Remember when our ancestors' claimed to have only an eighth grade education? By today's standards, that isn't much.  Let's see how many of us would have graduated the 8th grade in Salina, Kansas in the year 1895.

This is the eighth-grade final exam from 1895 in Salina, Kansas, USA.  It was taken from the original document on file at the Smokey Valley Genealogical Society and Library in Salina, KS, and reprinted by theSalina Journal.

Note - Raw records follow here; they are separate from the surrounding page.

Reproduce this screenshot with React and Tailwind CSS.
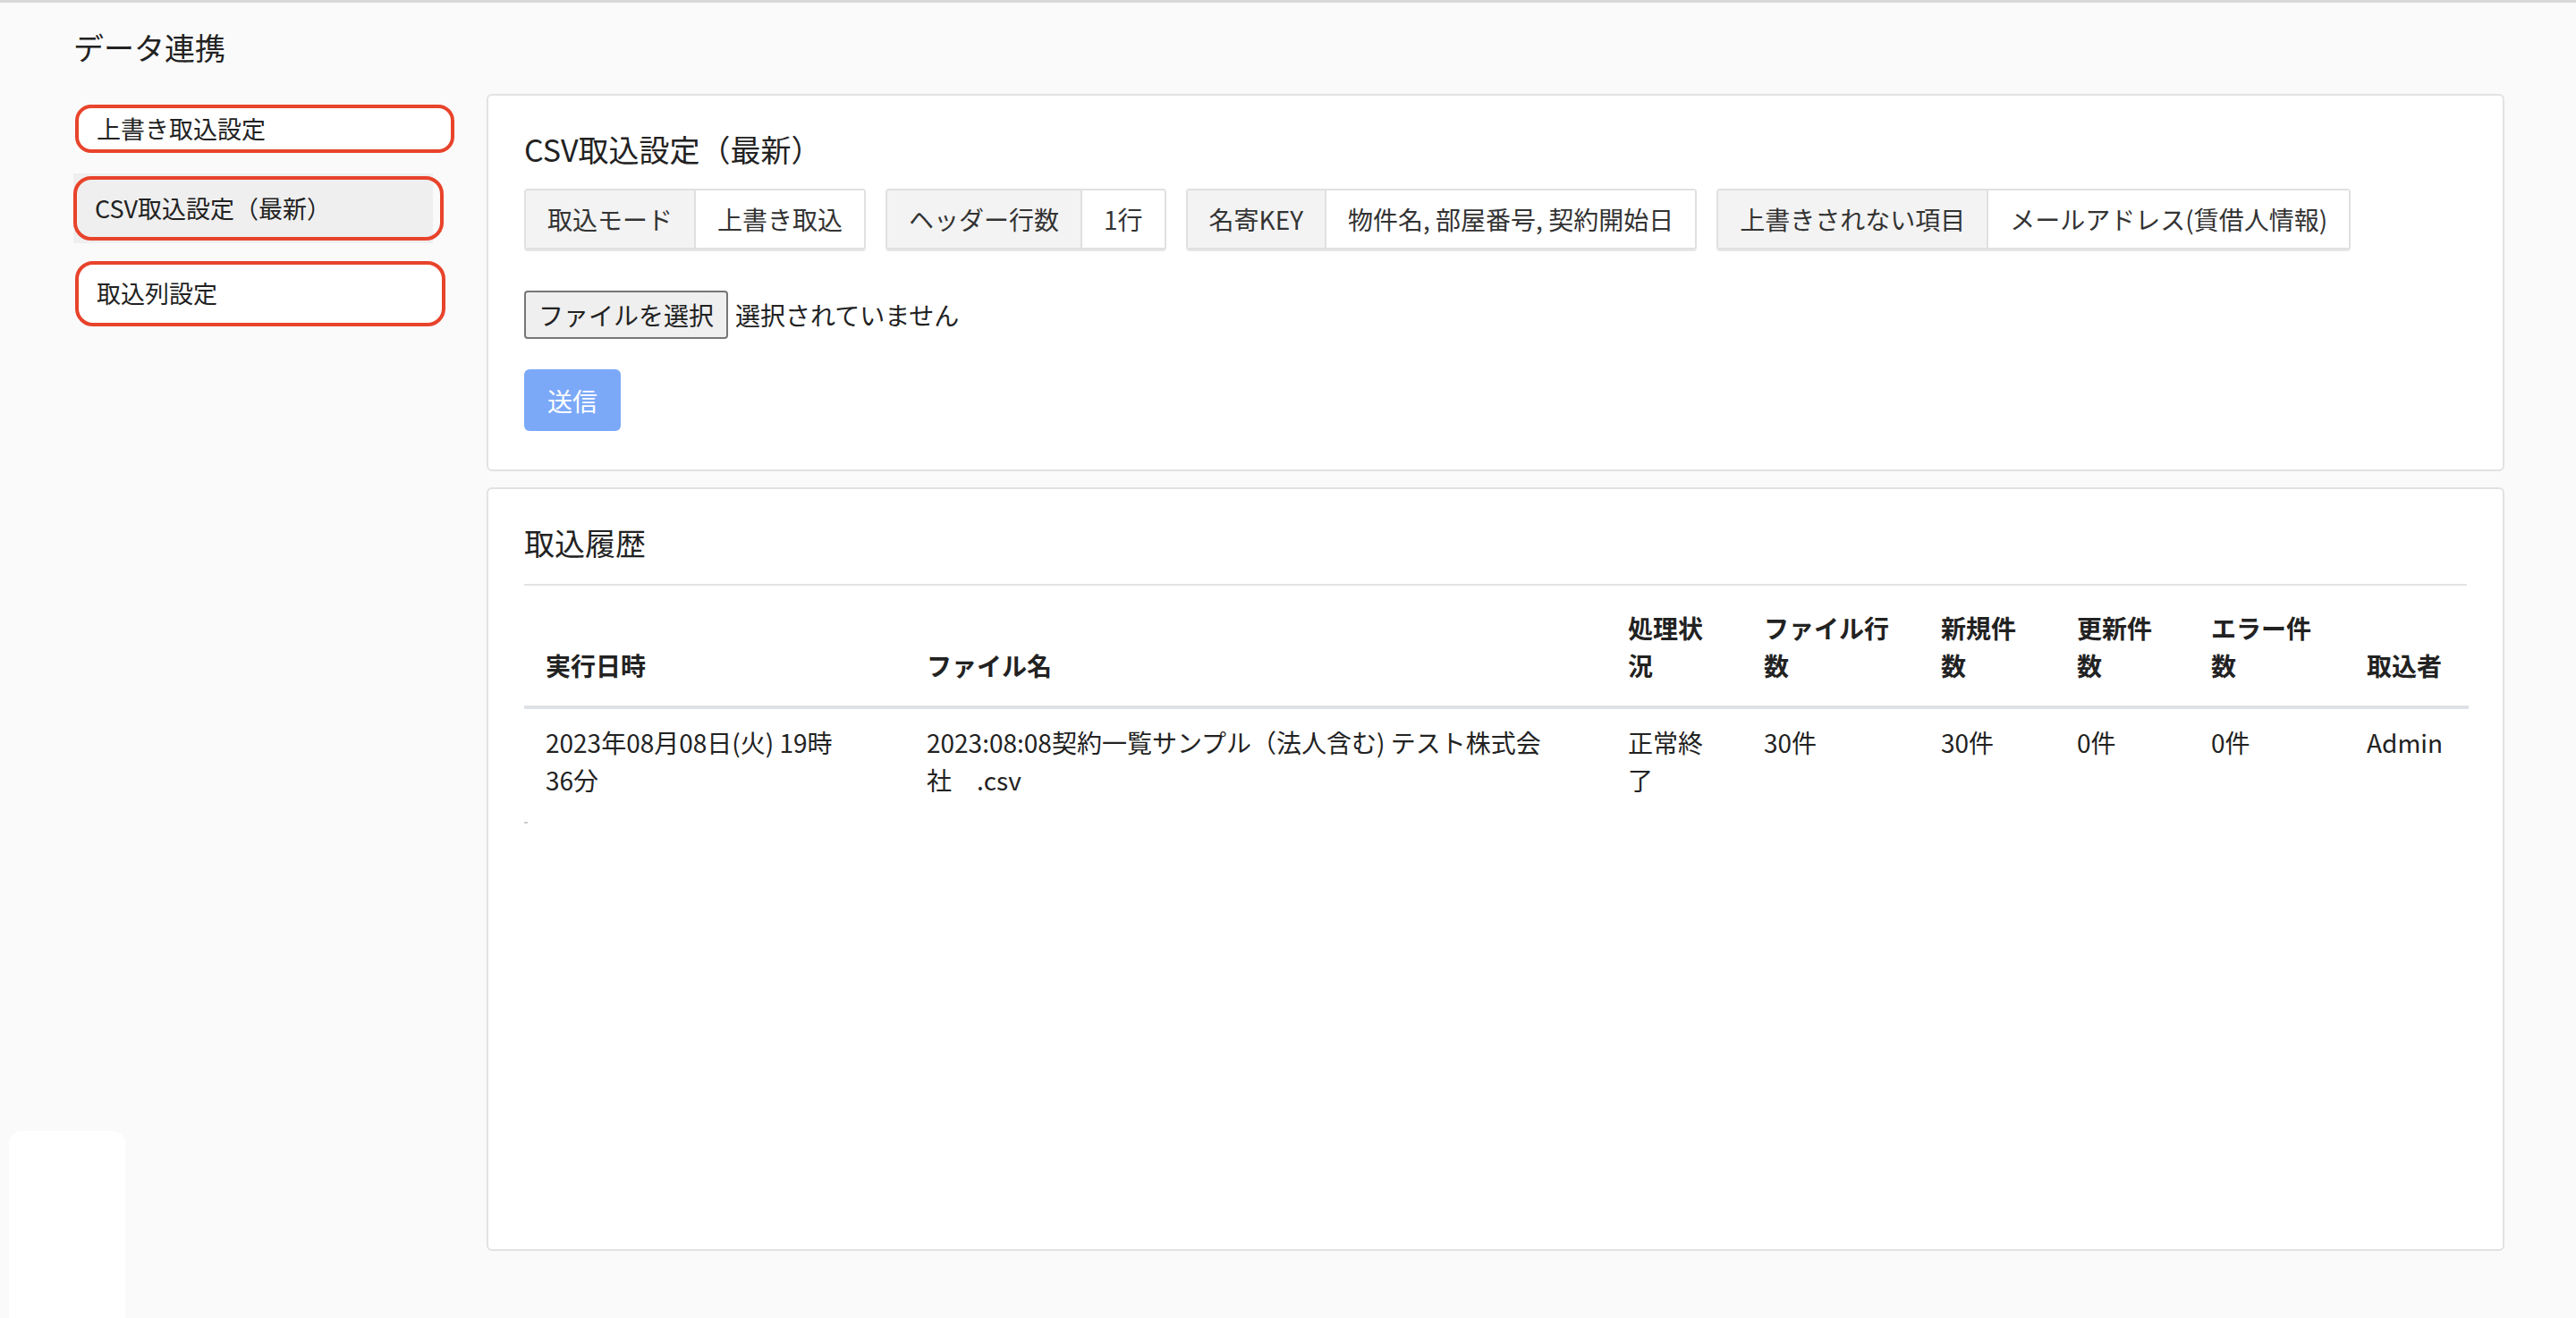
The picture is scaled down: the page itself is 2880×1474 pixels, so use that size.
export default function App() {
  const font = { fontFamily: '"Noto Sans CJK JP", "Noto Sans", sans-serif' };
  const tags = [
    ["取込モード", "上書き取込"],
    ["ヘッダー行数", "1行"],
    ["名寄KEY", "物件名, 部屋番号, 契約開始日"],
    ["上書きされない項目", "メールアドレス(賃借人情報)"],
  ];
  const cols = [
    ["実行日時", 426], ["ファイル名", 784], ["処理状況", 152], ["ファイル行数", 198],
    ["新規件数", 152], ["更新件数", 150], ["エラー件数", 174], ["取込者", 138],
  ];
  const row = [
    <>2023年08月08日(火) 19時<br />36分</>,
    "2023:08:08契約一覧サンプル（法人含む) テスト株式会社　.csv", "正常終了", "30件", "30件", "0件", "0件", "Admin"];
  return (
    <div style={font} className="w-[2880px] h-[1474px] bg-[#fafafa] border-t-[3px] border-[#d8d8d8] relative text-[#222] overflow-hidden">
      <div className="pl-[82px] pt-[26px] text-[34px] leading-[48px]">データ連携</div>
      <div className="flex mt-[30px] pl-[82px]">
        <div className="w-[428px] shrink-0 flex flex-col text-[27px]">
          <div className="h-[54px] mt-[10px] ml-[2px] w-[424px] border-[4px] border-[#e8432b] rounded-[18px] bg-white flex items-center pl-[20px]">上書き取込設定</div>
          <div className="mt-[23px] w-[402px] h-[78px] bg-[#efefef] flex items-center">
            <div className="h-[72px] w-[414px] border-[4px] border-[#e8432b] rounded-[20px] flex items-center pl-[20px] shrink-0">CSV取込設定（最新）</div>
          </div>
          <div className="mt-[20px] ml-[2px] w-[414px] h-[73px] border-[4px] border-[#e8432b] rounded-[20px] bg-white flex items-center pl-[20px]">取込列設定</div>
        </div>
        <div className="ml-[34px] w-[2256px] flex flex-col gap-[18px] -mt-[2px]">
          <div className="h-[422px] bg-white border-2 border-[#e2e2e2] rounded-[6px] px-[40px] pt-[36px]">
            <div className="text-[34px] leading-[48px]">CSV取込設定（最新）</div>
            <div className="flex gap-[22px] mt-[20px]">
              {tags.map(([a, b]) => (
                <div key={a} className="flex h-[68px] border-2 border-[#e0e0e0] rounded-[4px] text-[28px] shadow-[0_2px_0_#e6e6e6]">
                  <div className="bg-[#f3f3f3] px-[24px] flex items-center border-r-2 border-[#e0e0e0] text-[#333]">{a}</div>
                  <div className="bg-white px-[24px] flex items-center text-[#333]">{b}</div>
                </div>
              ))}
            </div>
            <div className="flex items-center mt-[46px] text-[28px]">
              <div className="h-[54px] px-[14px] flex items-center bg-[#efefef] border-2 border-[#767676] rounded-[4px]">ファイルを選択</div>
              <span className="ml-[8px]">選択されていません</span>
            </div>
            <div className="mt-[34px] w-[108px] h-[69px] bg-[#7ba9f8] rounded-[6px] text-white text-[28px] flex items-center justify-center">送信</div>
          </div>
          <div className="h-[854px] bg-white border-2 border-[#e2e2e2] rounded-[6px] px-[40px] pt-[36px]">
            <div className="text-[34px] leading-[48px] pb-[22px] border-b-2 border-[#e3e3e3]">取込履歴</div>
            <table className="table-fixed w-[2174px] text-[28px]">
              <colgroup>{cols.map(([c, w]) => <col key={c} style={{ width: w }} />)}</colgroup>
              <thead>
                <tr className="border-b-[4px] border-[#dee2e6]">
                  {cols.map(([c]) => (
                    <th key={c} className="text-left font-bold align-bottom px-[24px] pt-[26px] pb-[24px] leading-[42px]">{c}</th>
                  ))}
                </tr>
              </thead>
              <tbody>
                <tr>
                  {row.map((v, i) => (
                    <td key={i} className="align-top px-[24px] pt-[16px] pb-[26px] leading-[42px]">{v}</td>
                  ))}
                </tr>
              </tbody>
            </table>
            <div className="w-[4px] h-[2px] bg-[#ccc]" />
          </div>
        </div>
      </div>
      <div className="absolute left-[10px] top-[1262px] w-[130px] h-[240px] bg-white rounded-[14px]" />
    </div>
  );
}
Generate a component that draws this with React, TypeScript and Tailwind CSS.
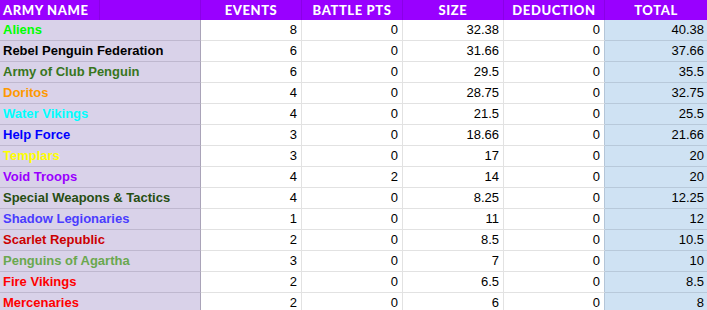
import React from 'react';

type Row = { name: string; color: string; events: string; battle: string; size: string; deduction: string; total: string };

const rows: Row[] = [
  { name: 'Aliens', color: 'text-[#00ff00]', events: '8', battle: '0', size: '32.38', deduction: '0', total: '40.38' },
  { name: 'Rebel Penguin Federation', color: 'text-[#000000]', events: '6', battle: '0', size: '31.66', deduction: '0', total: '37.66' },
  { name: 'Army of Club Penguin', color: 'text-[#38761d]', events: '6', battle: '0', size: '29.5', deduction: '0', total: '35.5' },
  { name: 'Doritos', color: 'text-[#ff9900]', events: '4', battle: '0', size: '28.75', deduction: '0', total: '32.75' },
  { name: 'Water Vikings', color: 'text-[#00ffff]', events: '4', battle: '0', size: '21.5', deduction: '0', total: '25.5' },
  { name: 'Help Force', color: 'text-[#0000ff]', events: '3', battle: '0', size: '18.66', deduction: '0', total: '21.66' },
  { name: 'Templars', color: 'text-[#ffff00]', events: '3', battle: '0', size: '17', deduction: '0', total: '20' },
  { name: 'Void Troops', color: 'text-[#9900ff]', events: '4', battle: '2', size: '14', deduction: '0', total: '20' },
  { name: 'Special Weapons & Tactics', color: 'text-[#274e13]', events: '4', battle: '0', size: '8.25', deduction: '0', total: '12.25' },
  { name: 'Shadow Legionaries', color: 'text-[#4a3cff]', events: '1', battle: '0', size: '11', deduction: '0', total: '12' },
  { name: 'Scarlet Republic', color: 'text-[#cc0000]', events: '2', battle: '0', size: '8.5', deduction: '0', total: '10.5' },
  { name: 'Penguins of Agartha', color: 'text-[#6aa84f]', events: '3', battle: '0', size: '7', deduction: '0', total: '10' },
  { name: 'Fire Vikings', color: 'text-[#ff0000]', events: '2', battle: '0', size: '6.5', deduction: '0', total: '8.5' },
  { name: 'Mercenaries', color: 'text-[#ff0000]', events: '2', battle: '0', size: '6', deduction: '0', total: '8' },
];

const headers = ['EVENTS', 'BATTLE PTS', 'SIZE', 'DEDUCTION', 'TOTAL'];

const numCell = 'h-[21px] border-b border-r border-[#e2e2e2] bg-white pr-[4px] text-right leading-[20px]';

export default function App() {
  return (
    <div className="h-[310px] w-[707px] overflow-hidden bg-white text-[13px] text-black" style={{ fontFamily: '"Liberation Sans", Arial, sans-serif' }}>
      <div className="grid grid-cols-[201px_101px_101px_101px_101px_103px]">
        {/* header */}
        <div className="flex h-[20px] bg-[#9900ff] text-white font-black text-[13px] tracking-[0.6px]" style={{ fontFamily: 'Lato, sans-serif' }}>
          <div className="w-[100px] border-r border-[#8a00e6] pl-[3px] leading-[20px] whitespace-nowrap">ARMY NAME</div>
          <div className="flex-1 border-r border-[#8a00e6]" />
        </div>
        {headers.map(h => (
          <div
            key={h}
            className="h-[20px] border-r border-[#8a00e6] bg-[#9900ff] text-center text-[13px] font-black leading-[20px] tracking-[0.6px] text-white whitespace-nowrap"
            style={{ fontFamily: 'Lato, sans-serif' }}
          >
            {h}
          </div>
        ))}

        {rows.map(r => (
          <React.Fragment key={r.name}>
            <div className={`h-[21px] border-b border-r border-b-[#bfb8cf] border-r-[#a9a3b8] bg-[#d9d2e9] pl-[3px] font-bold leading-[20px] whitespace-nowrap ${r.color}`}>
              {r.name}
            </div>
            <div className={numCell}>{r.events}</div>
            <div className={numCell}>{r.battle}</div>
            <div className={numCell}>{r.size}</div>
            <div className={`${numCell} border-r-[#b5c6d8]`}>{r.deduction}</div>
            <div className="h-[21px] border-b border-[#b8c9da] bg-[#cfe2f3] pr-[4px] text-right leading-[20px]">{r.total}</div>
          </React.Fragment>
        ))}
      </div>
    </div>
  );
}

8th Grade Final Exam: Salina, KS -1895 ********************************
Grammar (Time, one hour)
1. Give nine rules for the use of capital letters.
2. Name the parts of speech and define those that have no modifications.
3. Define verse, stanza and paragraph.
4. What are the principal parts of a verb? Give principal parts of "lie," "play" and "run."
5. Define case; Illustrate each case.
6. What is punctuation? Give rules for principal marks of punctuation.
7 - 10. Write a composition of about 150 words and show therein that you understand the practical use of the rules of grammar.
Arithmetic (Time, 1.25 hours)
1. Name and define the Fundamental Rules of Arithmetic.
2. A wagon box is 2 ft. deep, 10 feet long, and 3 ft. wide. How many bushels of wheat will it hold?
3. If a load of wheat weighs 3942 lbs., what is it worth at 50cts/bushel, deducting 1050 lbs. for tare?
4. District No. 33 has a valuation of $35,000. What is the necessary levy to carry on a school seven months at $50 per month, and have $104 for incidentals?
5. Find the cost of 6720 lbs. coal at $6.00 per ton.
6. Find the interest of $512.60 for 8 months and 18 days at 7 percent.
7. What is the cost of 40 boards 12 inches wide and 16 ft. long at $20 per metre?
8. Find bank discount on $300 for 90 days (no grace) at 10 percent.
9. What is the cost of a square farm at $15 per acre, the distance of which is 640 rods?
10. Write a Bank Check, a Promissory Note, and a Receipt.
U.S. History (Time, 45 minutes)
1. Give the epochs into which U.S. History is divided.
2. Give an account of the discovery of America by Columbus.
3. Relate the causes and results of the Revolutionary War.
4. Show the territorial growth of the United States.
5. Tell what you can of the history of Kansas.
6. Describe three of the most prominent battles of the Rebellion.
7. Who were the following: Morse, Whitney, Fulton, Bell, Lincoln, Penn and Howe?
8. Name events connected with the following dates: 1607, 1620, 1800, 1849, 1865.
Orthography (Time, one hour)
1. What is meant by the following: Alphabet, phonetic, orthography, etymology, syllabication?
2. What are elementary sounds? How classified?
3. What are the following, and give examples of each: Trigraph, subvocals, diphthong, cognate letters, linguals
4. Give four substitutes for caret 'u.'
5. Give two rules for spelling words with final 'e.' Name two exceptions under each rule.
6. Give two uses of silent letters in spelling. Illustrate each.
7. Define the following prefixes and use in connection with a word:  bi, dis, mis, pre, semi, post, non, inter, mono, sup.
8. Mark diacritically and divide into syllables the following, and name the sign that indicates the sound: card, ball, mercy, sir, odd, cell, rise, blood, fare, last.
9. Use the following correctly in sentences: cite, site, sight, fane, fain, feign, vane, vain, vein, raze, raise, rays.
10. Write 10 words frequently mispronounced and indicate pronunciation by use of diacritical marks and by syllabication.
Geography (Time, one hour)
1. What is climate? Upon what does climate depend?
2. How do you account for the extremes of climate in Kansas?
3. Of what use are rivers? Of what use is the ocean?
4. Describe the mountains of North America.
5. Name and describe the following: Monrovia, Odessa, Denver, Manitoba, Hecla, Yukon, St. Helena, Juan Fernandez, Aspinwall and Orinoco.
6. Name and locate the principal trade centers of the U.S.
7. Name all the republics of Europe and give the capital of each.
8. Why is the Atlantic Coast colder than the Pacific in the same latitude?
9. Describe the process by which the water of the ocean returns to the sources of rivers.
10. Describe the movements of the earth. Give the inclination of the earth.
Notice that the exam took SIX HOURS to complete!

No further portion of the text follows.